Information
- League: Illawarra Baseball League (Major League First Grade, Second Grade & Third Grade)
- Location: Nowra/Bomaderry, New South Wales, Australia
- Ballpark: South Nowra Soccer Complex
- Founded: 2005 (First IBL season 2006)
- League championships: None
- Colors: Navy Blue, Green, White, Grey

Current uniforms
| Current | Alternative |

= Shoalhaven Mariners =

The Shoalhaven Mariners Baseball Association, also known as the Shoalhaven Mariners, is a baseball club based in the northern Shoalhaven and is one of the youngest clubs in Australian baseball. They are the youngest club participating in the Illawarra Baseball League.

In previous seasons, the Mariners have fielded only two teams in the three team major league. This allowed the club to develop quickly and in the 2014 season, the Mariners fielded three teams in the Illawarra Senior Baseball League.

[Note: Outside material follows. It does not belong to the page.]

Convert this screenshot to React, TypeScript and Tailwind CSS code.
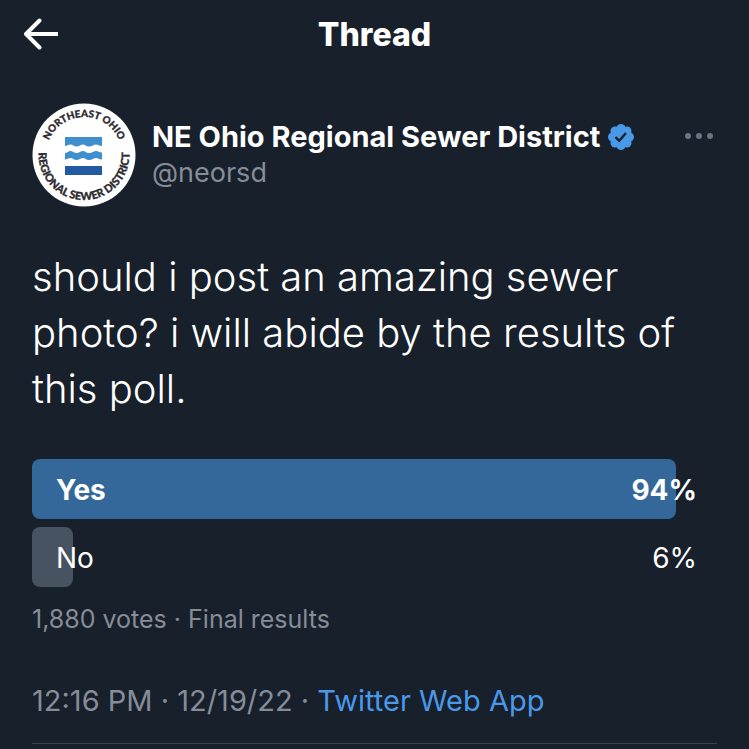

The Mariners originally played out of Fred Finch Park in Berkeley, Wollongong. However, on 24 July 2014, the Mariners started playing at the South Nowra Soccer Complex, which is an exclusive baseball facility.

The Mariners are also developing their Junior Sides, with the new Junior Season starting with Come and Try Days in September 2016 for children ages between 4 and 15, with Come and Try Junior Baseball and T-Ball sessions being held in Nowra, Sanctuary Point and Ulladulla. For a number of years the Mariners Juniors have trained and played on Friday evenings with the season running from October to March.

The Mariners also fielded their first ever Junior side in the Illawarra Junior Baseball League in 2013/14, with their U12's Little League finishing a respectable 3rd in their debut season.